**DATA SHOWN**.

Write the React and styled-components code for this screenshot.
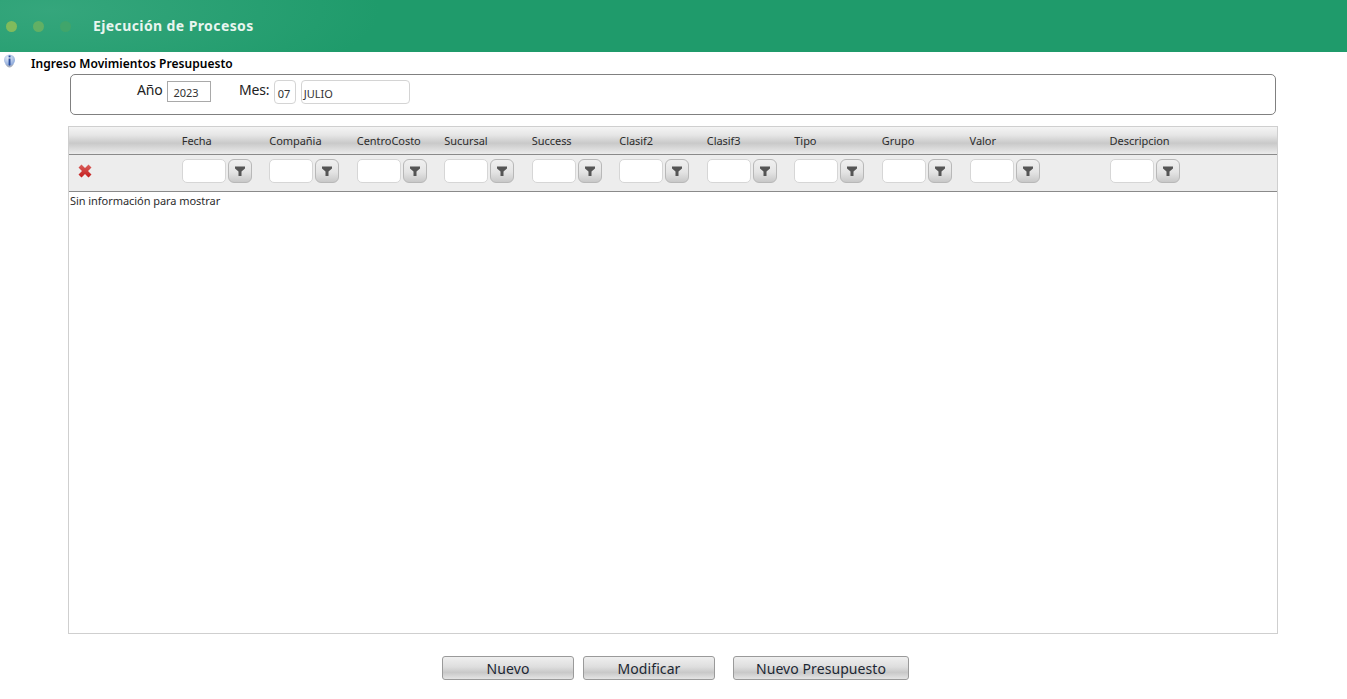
import React from "react";
import styled, { createGlobalStyle } from "styled-components";

const GlobalStyle = createGlobalStyle`
  html, body {
    margin: 0;
    padding: 0;
    background: #fff;
    font-family: "Noto Sans", "DejaVu Sans", sans-serif;
  }
`;

const Page = styled.div`
  width: 1347px;
  height: 699px;
  overflow: hidden;
`;

const Header = styled.div`
  height: 52px;
  display: flex;
  align-items: center;
  padding-left: 6px;
  background: radial-gradient(ellipse 330px 90px at 50px 10px, #35a67c 0%, #1f9b6b 100%);
`;

const Dot = styled.span`
  width: 11px;
  height: 11px;
  border-radius: 50%;
  margin-right: 16px;
  background: ${(p) => p.$color};
`;

const HeaderTitle = styled.div`
  margin-left: 6px;
  margin-top: -1px;
  color: #e8f5ef;
  font-size: 14px;
  font-weight: 700;
  letter-spacing: 0.4px;
`;

const SectionTitle = styled.div`
  height: 22px;
  display: flex;
  align-items: center;
  padding-left: 3px;
  font-size: 12px;
  font-weight: 600;
  color: #000;
`;

const TitleText = styled.span`
  margin-left: 15px;
  letter-spacing: 0.04px;
`;

const FilterBox = styled.div`
  box-sizing: border-box;
  width: 1206px;
  height: 41px;
  margin-left: 70px;
  border: 1px solid #808080;
  border-radius: 5px;
  display: flex;
  align-items: flex-start;
  padding-top: 5px;
  padding-left: 66px;
`;

const FieldLabel = styled.span`
  font-size: 14px;
  line-height: 20px;
  letter-spacing: -0.2px;
  color: #222;
  margin-right: ${(p) => p.$gap}px;
`;

const PlainInput = styled.div`
  box-sizing: border-box;
  height: 21px;
  width: 44px;
  margin-top: 1px;
  margin-right: 27.5px;
  border: 1px solid #a9a9a9;
  font-size: 11px;
  line-height: 21px;
  padding-left: 5px;
  color: #333;
`;

const RoundInput = styled.div`
  box-sizing: border-box;
  height: 24px;
  width: ${(p) => p.$width}px;
  margin-right: 5px;
  border: 1px solid #d4d4d4;
  border-radius: 4px;
  font-size: 11px;
  line-height: 25px;
  padding-left: ${(p) => p.$pad}px;
  color: #333;
`;

const Grid = styled.div`
  width: 1210px;
  height: 508px;
  margin: 11px 0 0 68px;
  box-sizing: border-box;
  border: 1px solid #cfcfcf;
  display: flex;
  flex-direction: column;
`;

const HeadRow = styled.div`
  height: 28px;
  flex: none;
  display: flex;
  align-items: center;
  box-sizing: border-box;
  background: linear-gradient(#f4f4f4 0%, #e6e6e6 30%, #c9c9c9 60%, #ececec 100%);
  border-bottom: 1px solid #8a8a8a;
  font-size: 11px;
  letter-spacing: -0.05px;
  color: #2c2c2c;
`;

const FilterRow = styled.div`
  height: 37px;
  flex: none;
  box-sizing: border-box;
  padding-bottom: 4px;
  display: flex;
  align-items: center;
  background: #ededed;
  border-bottom: 1px solid #8a8a8a;
`;

const Spacer = styled.div`
  width: 112.8px;
  flex: none;
  padding-left: 9px;
  box-sizing: border-box;
  display: flex;
  align-items: center;
`;

const Cell = styled.div`
  width: ${(p) => p.$width}px;
  flex: none;
  display: flex;
  align-items: center;
`;

const FilterInput = styled.div`
  width: 44px;
  height: 24px;
  box-sizing: border-box;
  background: #fff;
  border: 1px solid #d6d6d6;
  border-radius: 5px;
`;

const FilterButton = styled.div`
  width: 24px;
  height: 24px;
  margin-left: 2px;
  box-sizing: border-box;
  border: 1px solid #b8b8b8;
  border-radius: 6px;
  background: linear-gradient(#f0f0f0, #e4e4e4 55%, #c8c8c8);
  display: flex;
  align-items: center;
  justify-content: center;
`;

const EmptyText = styled.div`
  font-size: 11px;
  line-height: 18px;
  letter-spacing: -0.05px;
  padding-left: 1px;
  color: #2c2c2c;
`;

const Actions = styled.div`
  display: flex;
  margin: 22px 0 0 442px;
`;

const Button = styled.div`
  width: ${(p) => p.$width}px;
  height: 24px;
  margin-right: ${(p) => p.$gap}px;
  box-sizing: border-box;
  border: 1px solid #9a9a9a;
  border-radius: 3px;
  background: linear-gradient(#efefef 0%, #dedede 45%, #c8c8c8 70%, #e4e4e4 100%);
  font-size: 14px;
  line-height: 23px;
  letter-spacing: 0.08px;
  text-align: center;
  color: #1c2733;
`;

const columns = [
  { name: "Fecha", width: 87.5 },
  { name: "Compañia", width: 87.5 },
  { name: "CentroCosto", width: 87.5 },
  { name: "Sucursal", width: 87.5 },
  { name: "Success", width: 87.5 },
  { name: "Clasif2", width: 87.5 },
  { name: "Clasif3", width: 87.5 },
  { name: "Tipo", width: 87.5 },
  { name: "Grupo", width: 87.8 },
  { name: "Valor", width: 140 },
  { name: "Descripcion", width: 120 },
];

const InfoIcon = () => (
  <svg width="13" height="14" viewBox="0 0 13 14" style={{ marginTop: -4 }}>
    <defs>
      <radialGradient id="infoBall" cx="0.4" cy="0.3" r="0.8">
        <stop offset="0" stopColor="#e6edf8" />
        <stop offset="1" stopColor="#7f9fd6" />
      </radialGradient>
    </defs>
    <path d="M2 9.500q4.500 2.500 9 0q-2 4-4.500 4T2 9.500z" fill="#a9b0bd" />
    <circle cx="6.500" cy="6" r="5.500" fill="url(#infoBall)" />
    <rect x="5.600" y="1.500" width="1.900" height="1.900" fill="#2b4f9e" />
    <path d="M5.600 4.500h1.900v6.500l-1 .8-.9-.8z" fill="#2b4f9e" />
  </svg>
);

const ClearIcon = () => (
  <svg width="14" height="14" viewBox="0 0 14 14">
    <defs>
      <linearGradient id="clearRed" x1="0" y1="0" x2="0" y2="1">
        <stop offset="0" stopColor="#d9605c" />
        <stop offset="1" stopColor="#c41c1c" />
      </linearGradient>
    </defs>
    <path
      d="M3.500 0.500L7 4l3.500-3.500 3 3L10 7l3.500 3.500-3 3L7 10l-3.500 3.500-3-3L4 7 .500 3.500z"
      fill="url(#clearRed)"
    />
  </svg>
);

const FunnelIcon = () => (
  <svg width="12" height="12" viewBox="0 0 12 12">
    <path d="M1 1.500h10v2L7.500 6.500V11h-3V6.500L1 3.500z" fill="#555" />
  </svg>
);

export default function App() {
  return (
    <Page>
      <GlobalStyle />
      <Header>
        <Dot $color="#80bb5c" />
        <Dot $color="#62b064" />
        <Dot $color="#40a56b" />
        <HeaderTitle>Ejecución de Procesos</HeaderTitle>
      </Header>
      <SectionTitle>
        <InfoIcon />
        <TitleText>Ingreso Movimientos Presupuesto</TitleText>
      </SectionTitle>
      <FilterBox>
        <FieldLabel $gap={5}>Año</FieldLabel>
        <PlainInput>2023</PlainInput>
        <FieldLabel $gap={4.5}>Mes:</FieldLabel>
        <RoundInput $width={22} $pad={3}>07</RoundInput>
        <RoundInput $width={109} $pad={2}>JULIO</RoundInput>
      </FilterBox>
      <Grid>
        <HeadRow>
          <Spacer />
          {columns.map((c) => (
            <Cell key={c.name} $width={c.width}>{c.name}</Cell>
          ))}
        </HeadRow>
        <FilterRow>
          <Spacer>
            <ClearIcon />
          </Spacer>
          {columns.map((c) => (
            <Cell key={c.name} $width={c.width}>
              <FilterInput />
              <FilterButton>
                <FunnelIcon />
              </FilterButton>
            </Cell>
          ))}
        </FilterRow>
        <EmptyText>Sin información para mostrar</EmptyText>
      </Grid>
      <Actions>
        <Button $width={132} $gap={9}>Nuevo</Button>
        <Button $width={132} $gap={18}>Modificar</Button>
        <Button $width={176} $gap={0}>Nuevo Presupuesto</Button>
      </Actions>
    </Page>
  );
}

**YOUR TASK**.
Pull every line containing "React" out of the data above.

**TASK SOLUTION**.
Write the React and styled-components code for this screenshot.
import React from "react";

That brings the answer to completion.